1 Hours and days and years and ages
   swift as moving shadows flee;
   as we scan life’s fleeting pages,
   nothing lasting do we see.
   On the paths our feet are walking,
   footprints all will fade away;
   each today as we enjoy it
   soon becomes a yesterday.

2 But from sin your mercy drew us,
   would not leave our souls alone.
   Gracious Lord, you did renew us;
   in Christ’s death we are your own.
   Through the mercy of your leading,
   each short step along our way
   now becomes a path to guide us
   to the land of endless day.

3 Though swift time keeps marching onward,
   it will not decide our end.
   You will always be our Father,
   loving God, eternal Friend.
   When life’s dangers overwhelm us,
   you will ever be our stay;
   through your Son you are our Father,
   always changeless, come what may.

4 Speed along, then, years and ages,
   with your gladness and your pain;
   when our deepest sorrow rages,
   God our Father will remain.
   Though all friends on earth forsake us
   and our troubles shall increase,
   God with his right hand will take us
   to our everlasting peace.

 

James Bratt

James Bratt is professor of history emeritus at Calvin College, specializing in American religious history and especially the connections between religion and politics.
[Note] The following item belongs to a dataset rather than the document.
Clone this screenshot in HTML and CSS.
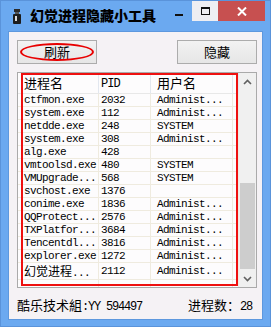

Starting in Fall 2016 he took a break from blogging on The Twelve to teach in China and on the Semester at Sea, which venues afforded him some welcome distance from the USA’s descent into its current mortal illness. But now he’s back in the States, looking for hope. His most recent book (which he edited and completed for the late John Woolverton) is  “A Christian and a Democrat”: Religion in the Life and Leadership of Franklin Delano Roosevelt.

One Comment

  • Daniel Meeter says:

    Sober and familiar. Finish the oliebol, put down the advokaat, and sing it and reflect on it. Dutch pietism digs deep and in the end, finds God.